Again, today it’s a very different story. This year I’ll do the vast majority of my Christmas shopping online sitting on my couch. And I’m not the only one. A PwC report shows across 11 markets globally over 40 per cent of shoppers used a PC, 9.5 per cent used a tablet, 8.5 per cent used a smartphone and 6.5 per cent used a social media channel to make a purchase at least once a month last year. And according to the World Bank, by the end of 2013, global smartphone penetration will have exploded from 5% of the global population in 2009, to 22%. That's an increase of nearly 1.3 billion smartphones in four years. Shopping on phones and phablets is poised to continue growing. One thing is for sure – this Christmas will be well and truly cross-screen.
It might be November, but – for retailers at least – Christmas is already upon us. Stroll through any shopping mall and I guarantee you’ll see at least one store ushering in the festival season with tinsel, colorful lights, holly or ivy. Who can blame them? Christmas is big business. According to a Gallup poll, American families planned to spend a whopping $770 on gifts alonelast year. This is ‘men from the boys’ season in the world of retail and no brand wants to risk getting left behind.
But are brands ready for a cross-screen Christmas? The answer to that is less clear.
If, as we have established, people are using a combination of devices and platforms – smartphones, tablets, social channels, PCs, interactive TVs and games consoles – for information, entertainment, communication and, increasingly, for purchases this holiday season, then surely a simple sixty second spot won’t cut it? Maybe –a sixty second spot plus an online display campaign won’t cut it either.

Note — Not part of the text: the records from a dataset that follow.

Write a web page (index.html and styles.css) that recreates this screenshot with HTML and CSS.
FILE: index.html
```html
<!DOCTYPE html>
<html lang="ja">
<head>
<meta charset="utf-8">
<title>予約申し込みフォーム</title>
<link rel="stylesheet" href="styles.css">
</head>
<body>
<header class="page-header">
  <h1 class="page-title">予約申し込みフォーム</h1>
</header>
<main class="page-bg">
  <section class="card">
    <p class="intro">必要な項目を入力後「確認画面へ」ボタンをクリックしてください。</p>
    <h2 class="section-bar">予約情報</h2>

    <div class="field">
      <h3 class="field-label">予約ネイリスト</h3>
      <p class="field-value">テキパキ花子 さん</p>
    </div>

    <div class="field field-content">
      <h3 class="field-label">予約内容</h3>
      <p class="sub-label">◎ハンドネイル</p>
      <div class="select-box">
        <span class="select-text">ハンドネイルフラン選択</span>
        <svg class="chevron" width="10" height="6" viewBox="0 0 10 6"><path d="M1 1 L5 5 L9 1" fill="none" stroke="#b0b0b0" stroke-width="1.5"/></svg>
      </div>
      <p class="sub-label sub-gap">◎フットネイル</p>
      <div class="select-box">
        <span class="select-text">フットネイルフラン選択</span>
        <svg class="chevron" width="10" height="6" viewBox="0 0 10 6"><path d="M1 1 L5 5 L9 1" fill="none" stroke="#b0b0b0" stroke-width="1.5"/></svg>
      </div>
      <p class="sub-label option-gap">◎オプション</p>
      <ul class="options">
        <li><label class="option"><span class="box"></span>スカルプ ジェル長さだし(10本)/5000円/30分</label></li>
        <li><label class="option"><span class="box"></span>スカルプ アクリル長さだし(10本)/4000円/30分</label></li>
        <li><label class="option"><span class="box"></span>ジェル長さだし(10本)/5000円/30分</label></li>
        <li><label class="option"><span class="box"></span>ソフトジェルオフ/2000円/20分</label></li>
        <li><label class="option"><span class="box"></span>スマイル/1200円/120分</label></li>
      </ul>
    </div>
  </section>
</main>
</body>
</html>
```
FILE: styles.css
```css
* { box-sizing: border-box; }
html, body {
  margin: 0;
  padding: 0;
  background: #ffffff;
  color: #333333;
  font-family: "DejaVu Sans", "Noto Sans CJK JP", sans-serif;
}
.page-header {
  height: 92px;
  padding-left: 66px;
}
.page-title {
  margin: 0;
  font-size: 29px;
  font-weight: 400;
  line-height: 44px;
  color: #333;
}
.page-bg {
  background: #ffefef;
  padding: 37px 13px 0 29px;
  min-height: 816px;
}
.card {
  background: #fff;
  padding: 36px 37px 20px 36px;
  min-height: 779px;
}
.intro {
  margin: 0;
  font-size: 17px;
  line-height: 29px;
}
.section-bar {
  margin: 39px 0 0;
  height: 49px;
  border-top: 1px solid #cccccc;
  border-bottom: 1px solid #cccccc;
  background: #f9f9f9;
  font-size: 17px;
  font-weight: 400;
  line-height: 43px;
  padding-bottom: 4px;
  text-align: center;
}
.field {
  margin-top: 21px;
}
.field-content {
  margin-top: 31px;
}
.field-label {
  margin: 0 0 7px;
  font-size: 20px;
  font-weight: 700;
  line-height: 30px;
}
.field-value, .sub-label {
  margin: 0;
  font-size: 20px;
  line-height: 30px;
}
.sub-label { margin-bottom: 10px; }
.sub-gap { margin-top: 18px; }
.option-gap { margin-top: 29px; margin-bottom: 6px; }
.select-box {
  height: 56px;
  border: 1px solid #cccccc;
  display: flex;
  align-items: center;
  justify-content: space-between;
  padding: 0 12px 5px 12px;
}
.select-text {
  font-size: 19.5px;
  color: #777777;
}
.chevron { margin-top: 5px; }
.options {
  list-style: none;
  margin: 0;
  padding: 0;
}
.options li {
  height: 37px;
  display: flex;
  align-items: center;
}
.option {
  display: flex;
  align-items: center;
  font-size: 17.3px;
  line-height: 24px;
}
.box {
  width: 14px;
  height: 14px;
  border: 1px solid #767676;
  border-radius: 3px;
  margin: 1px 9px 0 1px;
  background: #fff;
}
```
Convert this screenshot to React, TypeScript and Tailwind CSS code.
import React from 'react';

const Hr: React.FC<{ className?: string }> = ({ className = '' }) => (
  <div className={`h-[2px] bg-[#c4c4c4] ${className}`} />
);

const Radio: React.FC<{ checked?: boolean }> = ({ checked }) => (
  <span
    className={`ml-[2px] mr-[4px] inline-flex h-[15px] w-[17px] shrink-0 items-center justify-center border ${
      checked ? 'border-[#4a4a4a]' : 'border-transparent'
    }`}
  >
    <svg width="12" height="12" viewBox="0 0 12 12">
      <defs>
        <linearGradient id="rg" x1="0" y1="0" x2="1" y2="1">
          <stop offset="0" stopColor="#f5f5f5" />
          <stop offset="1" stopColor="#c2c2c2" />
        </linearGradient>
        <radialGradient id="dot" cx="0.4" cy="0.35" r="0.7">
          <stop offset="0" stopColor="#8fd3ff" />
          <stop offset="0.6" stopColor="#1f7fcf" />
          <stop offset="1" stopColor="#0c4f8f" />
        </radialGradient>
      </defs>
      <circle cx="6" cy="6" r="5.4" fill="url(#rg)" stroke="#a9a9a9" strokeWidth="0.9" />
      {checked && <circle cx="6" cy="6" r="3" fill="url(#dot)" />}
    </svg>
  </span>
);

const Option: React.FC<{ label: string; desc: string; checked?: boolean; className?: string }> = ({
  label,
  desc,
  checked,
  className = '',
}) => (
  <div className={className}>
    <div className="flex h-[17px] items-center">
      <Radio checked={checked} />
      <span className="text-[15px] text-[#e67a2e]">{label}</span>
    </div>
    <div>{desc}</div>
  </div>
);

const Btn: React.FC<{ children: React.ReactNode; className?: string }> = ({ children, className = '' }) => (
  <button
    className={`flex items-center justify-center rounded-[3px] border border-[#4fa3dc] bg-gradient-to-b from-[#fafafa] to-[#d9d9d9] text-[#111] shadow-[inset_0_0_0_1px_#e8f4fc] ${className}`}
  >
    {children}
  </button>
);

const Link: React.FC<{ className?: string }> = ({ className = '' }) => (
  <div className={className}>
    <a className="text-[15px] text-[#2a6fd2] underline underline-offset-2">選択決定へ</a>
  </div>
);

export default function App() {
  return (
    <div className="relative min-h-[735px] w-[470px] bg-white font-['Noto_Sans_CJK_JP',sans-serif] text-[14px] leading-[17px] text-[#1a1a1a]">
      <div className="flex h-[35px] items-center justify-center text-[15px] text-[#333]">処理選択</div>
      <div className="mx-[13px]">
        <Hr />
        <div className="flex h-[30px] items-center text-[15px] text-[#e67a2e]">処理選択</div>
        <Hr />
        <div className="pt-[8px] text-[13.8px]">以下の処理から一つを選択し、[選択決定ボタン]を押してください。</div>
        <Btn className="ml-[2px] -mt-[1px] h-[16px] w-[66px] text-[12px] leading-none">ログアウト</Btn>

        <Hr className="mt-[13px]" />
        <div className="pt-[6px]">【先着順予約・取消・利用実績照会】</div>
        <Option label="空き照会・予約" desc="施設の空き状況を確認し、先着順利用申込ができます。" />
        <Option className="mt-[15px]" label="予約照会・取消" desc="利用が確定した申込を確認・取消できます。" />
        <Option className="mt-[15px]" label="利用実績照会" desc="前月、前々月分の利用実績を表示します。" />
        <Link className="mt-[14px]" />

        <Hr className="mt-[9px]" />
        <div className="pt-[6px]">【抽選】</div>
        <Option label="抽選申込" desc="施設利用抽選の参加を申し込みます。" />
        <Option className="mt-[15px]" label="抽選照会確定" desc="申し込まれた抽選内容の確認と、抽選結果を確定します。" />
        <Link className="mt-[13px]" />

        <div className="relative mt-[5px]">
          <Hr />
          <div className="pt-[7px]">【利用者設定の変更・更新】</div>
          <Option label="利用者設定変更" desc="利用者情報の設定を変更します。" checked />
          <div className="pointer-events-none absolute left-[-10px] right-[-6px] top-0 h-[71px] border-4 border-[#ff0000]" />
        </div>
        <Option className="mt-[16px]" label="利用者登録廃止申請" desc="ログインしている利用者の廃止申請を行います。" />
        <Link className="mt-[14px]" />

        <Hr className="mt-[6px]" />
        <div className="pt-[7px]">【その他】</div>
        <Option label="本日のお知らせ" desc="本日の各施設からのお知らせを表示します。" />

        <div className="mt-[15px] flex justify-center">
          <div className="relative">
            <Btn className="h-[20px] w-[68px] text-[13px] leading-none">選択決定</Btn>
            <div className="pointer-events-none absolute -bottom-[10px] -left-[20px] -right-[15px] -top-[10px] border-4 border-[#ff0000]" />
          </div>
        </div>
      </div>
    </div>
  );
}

A richer story needs to be told through multiple channels to sink in, and some of the world’s biggest brands have already figured this out. In the summer, Unilever announced it would run its first multi-channel ad campaign to promote its Persil Bio Small & Mighty detergent. The campaign – entitled ‘Mighty Moments’ – ran across a host of different screens including games console, mobile, PC and tablet leveraging Skype, Xbox, MSN and Windows 8. It demonstrates the extent to which leading brands understand the power of leveraging multiple screens.
But we need to go even further as an industry. A study we recently conducted across United States, the United Kingdom, Saudi Arabia, Russia and China called Meet the Screens revealed that consumers have different relationships with different screens. TVs were like an ‘old friend’, the PC was an ‘older sibling’, the mobile phone a ‘lover’ and so on. The study showed people are using different screens at different times during the day; one for work, one for surfing, one for communicating. This represents a huge opportunity for brands to multiplytheir engagement with a target audience and feed different messages for different products across different devices at different moments in the day, achieving new heights of contextual relevance.
This explains why advertisers – and retailers are no exception – are so excited about the potential of ‘sequential targeting’, something we’re working on with our brand partners. Here’s an example. A media company, promoting their latest holiday blockbuster aimed at a female audience, tells a sequenced story that unfolds for a consumer through three sets of creative assets: the building of intrigue around the film and its characters, teasers on the plot, and motivating consumers to visit the movie theatre to see it. Our target female might see the first creative once on Outlook.com, once while conducting a Skype call and one more time while searching Bing on her phone. But after that – say when she fires up her Xbox to watch her favorite TV series – we serve her the second creative, and then the third while she’s checking out the latest trends on the Glamour app, prompting her to buy movie tickets at a discount for the next showing.
That’s the power of leveraging cross-screen. It’s about building up a story and engaging consumers with consistent but personalised brand messages – developing intrigue, increasing information, then generating incentive – at different parts of their online journey. This story exponentially boosts interest, excitement and recall, and is perfectly attuned to the changing situation, mood and yes – you guessed it – screen that the individual is experiencing. This is an opportunity that, back in the good old days of Christmas in the Holland household, would have been a complete fantasy. Now it’s reality.
This Christmas is the time for brands to ask themselves the tough questions. Am I reaching my target audience in a joined up way, across multiple channels? How can I make sure my carefully honed creative engages a consumer across all of the different screens they will be using while remaining contextually relevant? How can I connect my story across a consumer’s whole online experience? The big winners will be able to hold their audiences’ attention at different times, in different places and in different ways though experiences people love.
There’s no denying Christmas is ‘high stakes’. The success of a peak shopping season can make or break a brand. Is there a better time to start embracing cross-screen for a connected experience?